Nationalism under Gandhiji’s leadership came to be defined largely in negative anti-British and anti-western terms divested of cultural content. His concept of village republics rested on a myth invented by the British and his economic and education programme based on it proved a nonstarter. His valiant campaign against untouchability met a desperate Hindu need. But it could not serve as a framework for the remaking of India.
In all probability, however, we might have continued to drift on the Gandhi-Nehru route if first the communist system and then the Soviet Union itself had not collapsed under the weight of internal contradictions. This has deprived us of even the semblance of a coherent outlook. The Nehruvian concept of secularism has, for instance, been reduced to an empty slogan without the underpinning provided by socialism of the Nehruvian variety and non-alignment. Obviously a tripod cannot stand as one leg.

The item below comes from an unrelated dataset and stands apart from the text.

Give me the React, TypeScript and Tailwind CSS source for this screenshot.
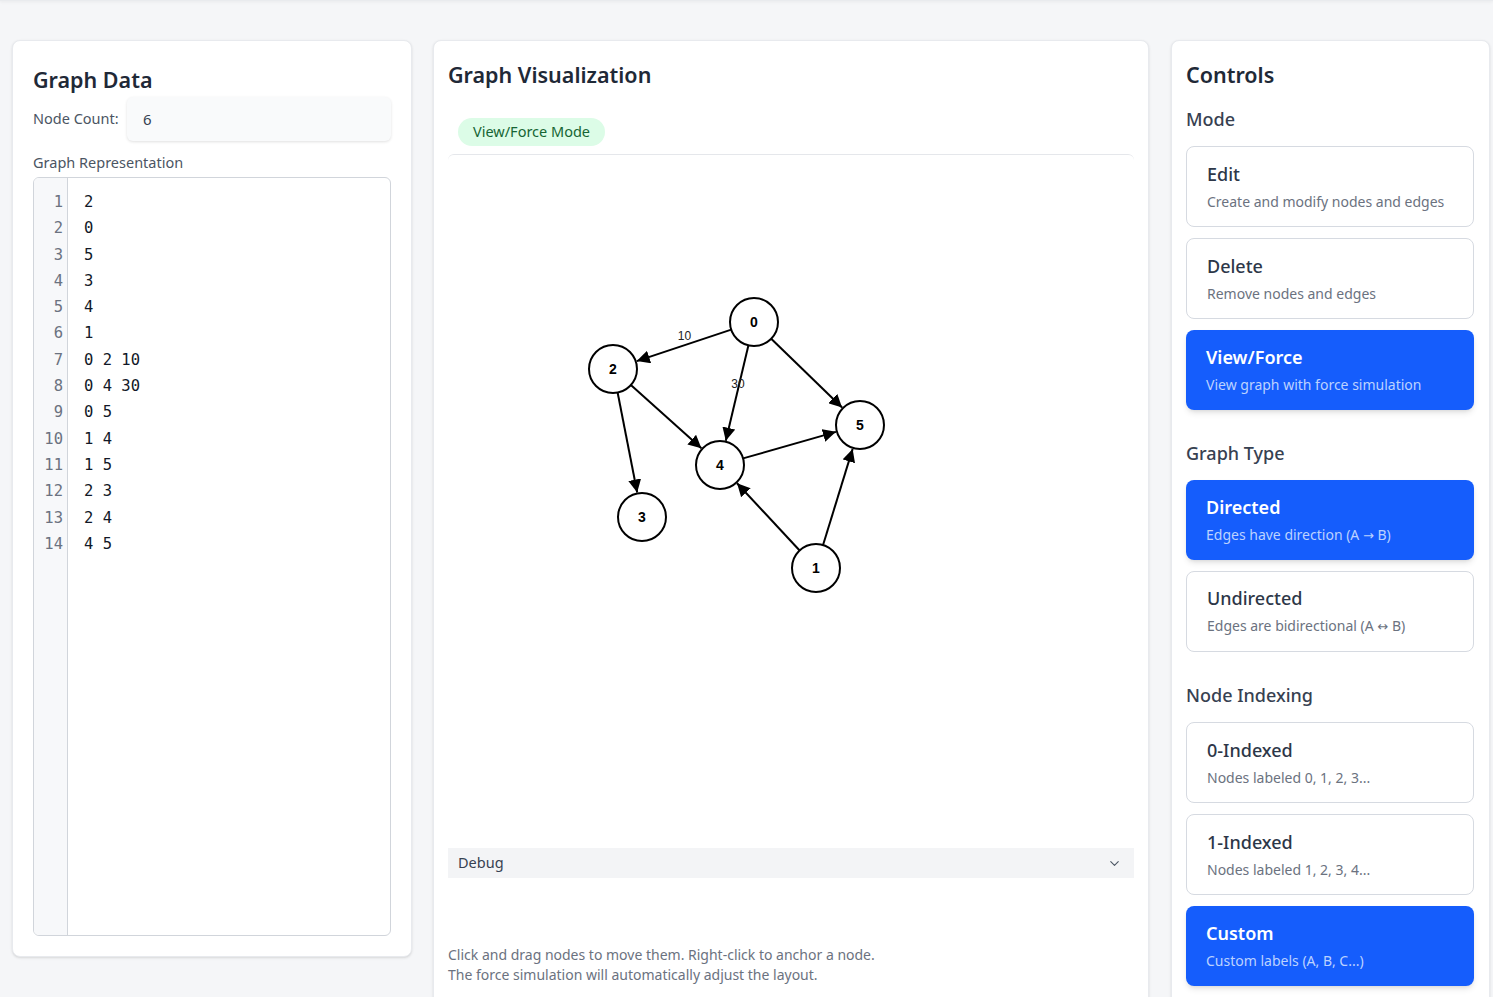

Inevitably there is search for a new framework. No one has a blueprint. But it is obvious that the status quo cannot be preserved. Indeed, the dominant elite has already abandoned it in the fields of economic, defence and foreign policies. Marxists of various varieties do not subscribe to the changes. But they have nothing concrete to offer. In effect, they too, are hanging on to one piece of the old tattered banner. This desperate act can confuse and delay the march forward with serious consequences for the nation. It cannot help restore the status quo ante of the Gandhi-Nehru design.